### EXERCISE
Only the lines from the start of the data to the line containing "<browser-toolbar><span>iament.uk</span></browser-toolbar>", both included, should be output, exactly and without pictures.
-=-=-=-=-
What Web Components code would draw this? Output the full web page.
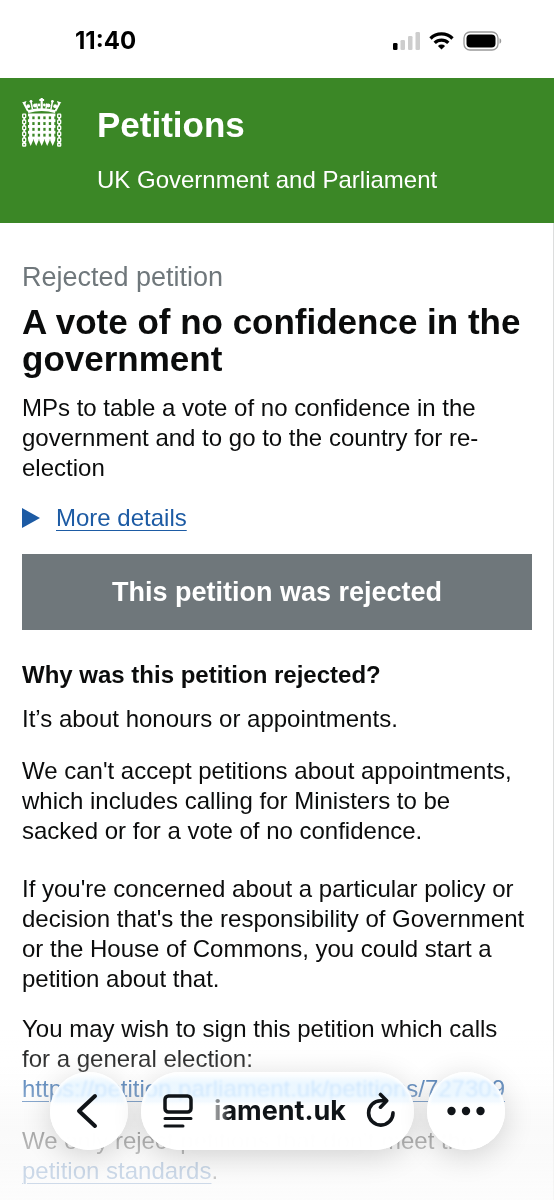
<!DOCTYPE html>
<html lang="en">
<head>
<meta charset="utf-8">
<meta name="viewport" content="width=device-width, initial-scale=1">
<title>A vote of no confidence in the government - Petitions</title>
<style>
  body {
    margin: 0;
    background: #fff;
    color: #0b0c0c;
    font: 24px/30px "Liberation Sans", Arial, sans-serif;
  }
</style>
</head>
<body>
<status-bar time="11:40"></status-bar>
<petition-header>
  <span slot="title">Petitions</span>
  <span slot="tagline">UK Government and Parliament</span>
</petition-header>
<petition-page>
  <span slot="status">Rejected petition</span>
  <span slot="title">A vote of no confidence in the government</span>
  <span slot="action">MPs to table a vote of no confidence in the government and to go to the country for re-election</span>
  <petition-details>More details</petition-details>
  <petition-banner>This petition was rejected</petition-banner>
  <rejection-reason></rejection-reason>
</petition-page>
<browser-toolbar><span>iament.uk</span></browser-toolbar>

<script>
class StatusBar extends HTMLElement {
    connectedCallback() {
        this.attachShadow({ mode: "open" }).innerHTML = `
        <style>
          :host {
            display: flex;
            align-items: center;
            justify-content: space-between;
            box-sizing: border-box;
            height: 78px;
            padding: 4px 52px 0 75px;
            color: #000;
            font: 700 24px/30px Inter, sans-serif;
          }
          .icons {
            display: flex;
            align-items: center;
            gap: 8px;
          }
          svg { display: block; }
        </style>
        <time>${this.getAttribute("time")}</time>
        <div class="icons">
          <svg width="29" height="18" viewBox="0 0 29 18" aria-label="Signal">
            <rect x="1" y="11" width="4.500" height="7" rx="1.300" fill="#000"/>
            <g fill="#cdcdcd">
              <rect x="8.500" y="8" width="4.500" height="10" rx="1.300"/>
              <rect x="16" y="4" width="4.500" height="14" rx="1.300"/>
              <rect x="23.500" y="0" width="4.500" height="18" rx="1.300"/>
            </g>
          </svg>
          <svg width="25" height="18" viewBox="0 0 25 18" fill="none" stroke="#000" stroke-width="3.300" aria-label="Wi-Fi">
            <path d="M1.500 6.500a15.500 15.500 0 0 1 22 0"/>
            <path d="M5.700 10.900a9.600 9.600 0 0 1 13.600 0"/>
            <path d="M12.500 17.500L8.900 13.900a5.200 5.200 0 0 1 7.200 0z" fill="#000" stroke="none"/>
          </svg>
          <svg width="40" height="20" viewBox="0 0 40 20" aria-label="Battery">
            <rect x="2" y="1" width="34" height="18" rx="6" fill="none" stroke="#999" stroke-width="1.300"/>
            <rect x="4.500" y="3.500" width="29" height="13" rx="4" fill="#000"/>
            <path d="M37.500 7.300c2.300.6 2.300 4.800 0 5.400z" fill="#999"/>
          </svg>
        </div>
        `;
    }
}

class PortcullisLogo extends HTMLElement {
    connectedCallback() {
        this.attachShadow({ mode: "open" }).innerHTML = `
        <style>
          :host { display: block; }
          svg { display: block; }
        </style>
        <svg width="40" height="49" viewBox="0 0 40 49" fill="none" stroke="#fff" role="img" aria-label="Portcullis">
          ${this._crown()}
          ${this._grille()}
          ${this._chain(2.2)}
          ${this._chain(37.2)}
        </svg>
        `;
    }
    _crown() {
        return `
          <path d="M6 13.700Q19.700 9.500 33.400 13.700" stroke-width="2.800"/>
          <path d="M6 13L1.800 5M33.400 13L37.600 5" stroke-width="1.900"/>
          <path d="M10.500 11.500L9 3.500M28.900 11.500L30.400 3.500" stroke-width="1.500"/>
          <path d="M15.500 10.800L14.500 5.500M23.900 10.800L24.900 5.500" stroke-width="1.500"/>
          <path d="M19.700 0v11" stroke-width="2.200"/>
          <path d="M17.300 2h4.800" stroke-width="2"/>
          <g fill="#fff" stroke="none">
            <path d="M0 4.500l4.500-1.500-1.500 4zM39.400 4.500l-4.500-1.500 1.500 4z"/>
            <circle cx="9" cy="3.300" r="1.400"/>
            <circle cx="30.400" cy="3.300" r="1.400"/>
            <circle cx="6.200" cy="8.200" r="1.900"/>
            <circle cx="33.200" cy="8.200" r="1.900"/>
            <circle cx="13" cy="7.500" r="2"/>
            <circle cx="26.400" cy="7.500" r="2"/>
            <circle cx="17" cy="7" r="1.400"/>
            <circle cx="22.400" cy="7" r="1.400"/>
          </g>`;
    }
    // five spiked uprights crossed by five bars
    _grille() {
        const uprights = [8.7, 14.2, 19.7, 25.2, 30.700].map(x =>
            `<path d="M${x - 1.6} 16h3.200v24l1 2-2.600 6-2.600-6 1-2z"/>`).join("");
        const bars = [15.5, 21.2, 27, 32.8, 38.6].map(y =>
            `<rect x="6" y="${y}" width="27.400" height="2.900"/>`).join("");
        return `<g fill="#fff" stroke="none">${uprights}${bars}</g>`;
    }
    _chain(x) {
        return [17.8, 23.8, 29.8, 35.8, 41.8].map(y =>
            `<rect x="${x - 1.5}" y="${y - 1.7}" width="3" height="3.600" rx=".6" stroke-width="1.300"/>
             <path d="M${x} ${y + 1.8}v2.600" stroke-width="1.900"/>`).join("")
            + `<rect x="${x - 1.5}" y="45" width="3" height="3" rx=".6" stroke-width="1.300"/>`;
    }
}

class PetitionHeader extends HTMLElement {
    connectedCallback() {
        this.attachShadow({ mode: "open" }).innerHTML = `
        <style>
          :host {
            display: block;
            background: #3b8726;
            color: #fff;
          }
          header {
            display: flex;
            align-items: flex-start;
            gap: 35px;
            padding: 20px 22px 28px;
          }
          .text { padding-top: 7px; }
          a {
            display: block;
            color: inherit;
            font-size: 35px;
            font-weight: 700;
            line-height: 40px;
            text-decoration: none;
          }
          p { margin: 20px 0 0; }
        </style>
        <header>
          <portcullis-logo></portcullis-logo>
          <div class="text">
            <a href="#"><slot name="title"></slot></a>
            <p><slot name="tagline"></slot></p>
          </div>
        </header>
        `;
    }
}

class PetitionPage extends HTMLElement {
    connectedCallback() {
        this.attachShadow({ mode: "open" }).innerHTML = `
        <style>
          :host {
            display: block;
            border-right: 1px solid #dcdddd;
          }
          main { padding: 38px 21px 14px 22px; }
          .status {
            margin: 0 0 10px;
            color: #6f777b;
            font-size: 27px;
            line-height: 32px;
          }
          h1 {
            margin: 0 0 16px;
            font-size: 35px;
            line-height: 37px;
          }
          .action { margin: 0 0 20px; }
        </style>
        <main>
          <p class="status"><slot name="status"></slot></p>
          <h1><slot name="title"></slot></h1>
          <p class="action"><slot name="action"></slot></p>
          <slot></slot>
        </main>
        `;
    }
}

class PetitionDetails extends HTMLElement {
    connectedCallback() {
        this.attachShadow({ mode: "open" }).innerHTML = `
        <style>
          :host {
            display: block;
            margin-bottom: 21px;
          }
          summary {
            display: flex;
            align-items: center;
            gap: 16px;
            color: #1d5ba4;
            cursor: pointer;
            list-style: none;
          }
          summary::before {
            content: "";
            width: 18px;
            height: 20px;
            background: currentColor;
            clip-path: polygon(0 0, 100% 50%, 0 100%);
          }
          summary span {
            text-decoration: underline;
            text-decoration-thickness: 1px;
            text-underline-offset: 4px;
          }
        </style>
        <details>
          <summary><span><slot></slot></span></summary>
        </details>
        `;
    }
}

class PetitionBanner extends HTMLElement {
    connectedCallback() {
        this.attachShadow({ mode: "open" }).innerHTML = `
        <style>
          :host {
            display: block;
            margin-bottom: 30px;
            padding: 22px 12px;
            background: #6f777b;
            color: #fff;
            font-size: 27px;
            font-weight: 700;
            line-height: 32px;
            text-align: center;
          }
        </style>
        <slot></slot>
        `;
    }
}

class RejectionReason extends HTMLElement {
    connectedCallback() {
        this.attachShadow({ mode: "open" }).innerHTML = `
        <style>
          :host { display: block; }
          h2 {
            margin: 0 0 14px;
            font-size: 24px;
            line-height: 30px;
          }
          p { margin: 0 0 22px; }
          .rules p { margin-bottom: 28px; }
          .rules p:last-child { margin-bottom: 20px; }
          p:last-child { margin-bottom: 0; }
          a {
            color: #1d5ba4;
            text-decoration-thickness: 1px;
            text-underline-offset: 4px;
          }
        </style>
        <h2>Why was this petition rejected?</h2>
        <p>It’s about honours or appointments.</p>
        <div class="rules">
          <p>We can't accept petitions about appointments, which includes calling for Ministers to be sacked or for a vote of no confidence.</p>
          <p>If you're concerned about a particular policy or decision that's the responsibility of Government or the House of Commons, you could start a petition about that.</p>
        </div>
        <p>You may wish to sign this petition which calls for a general election: <a href="#">https://petition.parliament.uk/petitions/727309</a></p>
        <p>We only reject petitions that don't meet the <a href="#">petition standards</a>.</p>
        `;
    }
}

class BrowserToolbar extends HTMLElement {
    connectedCallback() {
        this.attachShadow({ mode: "open" }).innerHTML = `
        <style>
          /* floats over the page, which fades out underneath */
          :host {
            position: fixed;
            inset: auto 0 0;
            display: block;
            padding: 42px 49px 50px 50px;
            background: linear-gradient(#fff0, #ffffff2e 20%, #fafafa70 38%, #f7f7f7a6 58%, #f9f9f9c4 75%, #fcfcfcd0);
            color: #101418;
            font: 700 27px/30px Inter, sans-serif;
          }
          nav {
            display: flex;
            gap: 13px;
          }
          .glass {
            box-sizing: border-box;
            height: 78px;
            border-radius: 39px;
            background: linear-gradient(#fffffff0, #e9f6ffd8 14%, #e9f6ffd8 30%, #fffffffa 44%, #fffffffa);
            backdrop-filter: blur(1px) saturate(2);
            box-shadow: 0 6px 30px #00000029, inset 0 0 3px 2px #fff;
          }
          button {
            display: grid;
            place-items: center;
            padding: 0;
            border: 0;
            background: none;
            color: inherit;
            font: inherit;
            cursor: pointer;
          }
          button.glass { width: 78px; }
          .address {
            display: flex;
            flex: 1;
            align-items: center;
            padding: 0 18px 0 22px;
          }
          .host {
            flex: 1;
            text-align: right;
            margin-right: 20px;
          }
          /* the start of a long address fades away */
          .host span {
            display: inline-block;
            -webkit-mask: linear-gradient(90deg, #0006, #0008 6px, #000 16px);
            mask: linear-gradient(90deg, #0006, #0008 6px, #000 16px);
          }
          svg {
            display: block;
            fill: none;
            stroke: currentColor;
            stroke-linecap: round;
            stroke-linejoin: round;
          }
          .dots {
            fill: currentColor;
            stroke: none;
          }
        </style>
        <nav>
          <button class="glass" aria-label="Back">
            <svg width="26" height="36" viewBox="0 0 26 36" stroke-width="4"><path d="M19 3L3 18l16 15"/></svg>
          </button>
          <div class="glass address">
            <button aria-label="Page menu">
              <svg width="30" height="34" viewBox="0 0 30 34" stroke-width="3.500">
                <rect x="2" y="2" width="26" height="16" rx="3.500"/>
                <path d="M2 24.500h26M2 32h18" stroke-width="3"/>
              </svg>
            </button>
            <div class="host"><span><slot></slot></span></div>
            <button aria-label="Reload">
              <svg width="30" height="38" viewBox="0 0 30 38" stroke-width="3.600">
                <path d="M18 8.700H14.700A12.200 12.200 0 1 0 27 20.900"/>
                <path d="M14.500 2.500l6.200 6.200-6.200 6.500"/>
              </svg>
            </button>
          </div>
          <button class="glass" aria-label="More">
            <svg class="dots" width="38" height="10" viewBox="0 0 38 10">
              <circle cx="4.500" cy="5" r="4.200"/><circle cx="19" cy="5" r="4.200"/><circle cx="33.500" cy="5" r="4.200"/>
            </svg>
          </button>
        </nav>
        `;
    }
}

window.customElements.define("status-bar", StatusBar);
window.customElements.define("portcullis-logo", PortcullisLogo);
window.customElements.define("petition-header", PetitionHeader);
window.customElements.define("petition-page", PetitionPage);
window.customElements.define("petition-details", PetitionDetails);
window.customElements.define("petition-banner", PetitionBanner);
window.customElements.define("rejection-reason", RejectionReason);
window.customElements.define("browser-toolbar", BrowserToolbar);
</script>
</body>
</html>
-=-=-=-=-
### SOLUTION TO THIS PROBLEM
What Web Components code would draw this? Output the full web page.
<!DOCTYPE html>
<html lang="en">
<head>
<meta charset="utf-8">
<meta name="viewport" content="width=device-width, initial-scale=1">
<title>A vote of no confidence in the government - Petitions</title>
<style>
  body {
    margin: 0;
    background: #fff;
    color: #0b0c0c;
    font: 24px/30px "Liberation Sans", Arial, sans-serif;
  }
</style>
</head>
<body>
<status-bar time="11:40"></status-bar>
<petition-header>
  <span slot="title">Petitions</span>
  <span slot="tagline">UK Government and Parliament</span>
</petition-header>
<petition-page>
  <span slot="status">Rejected petition</span>
  <span slot="title">A vote of no confidence in the government</span>
  <span slot="action">MPs to table a vote of no confidence in the government and to go to the country for re-election</span>
  <petition-details>More details</petition-details>
  <petition-banner>This petition was rejected</petition-banner>
  <rejection-reason></rejection-reason>
</petition-page>
<browser-toolbar><span>iament.uk</span></browser-toolbar>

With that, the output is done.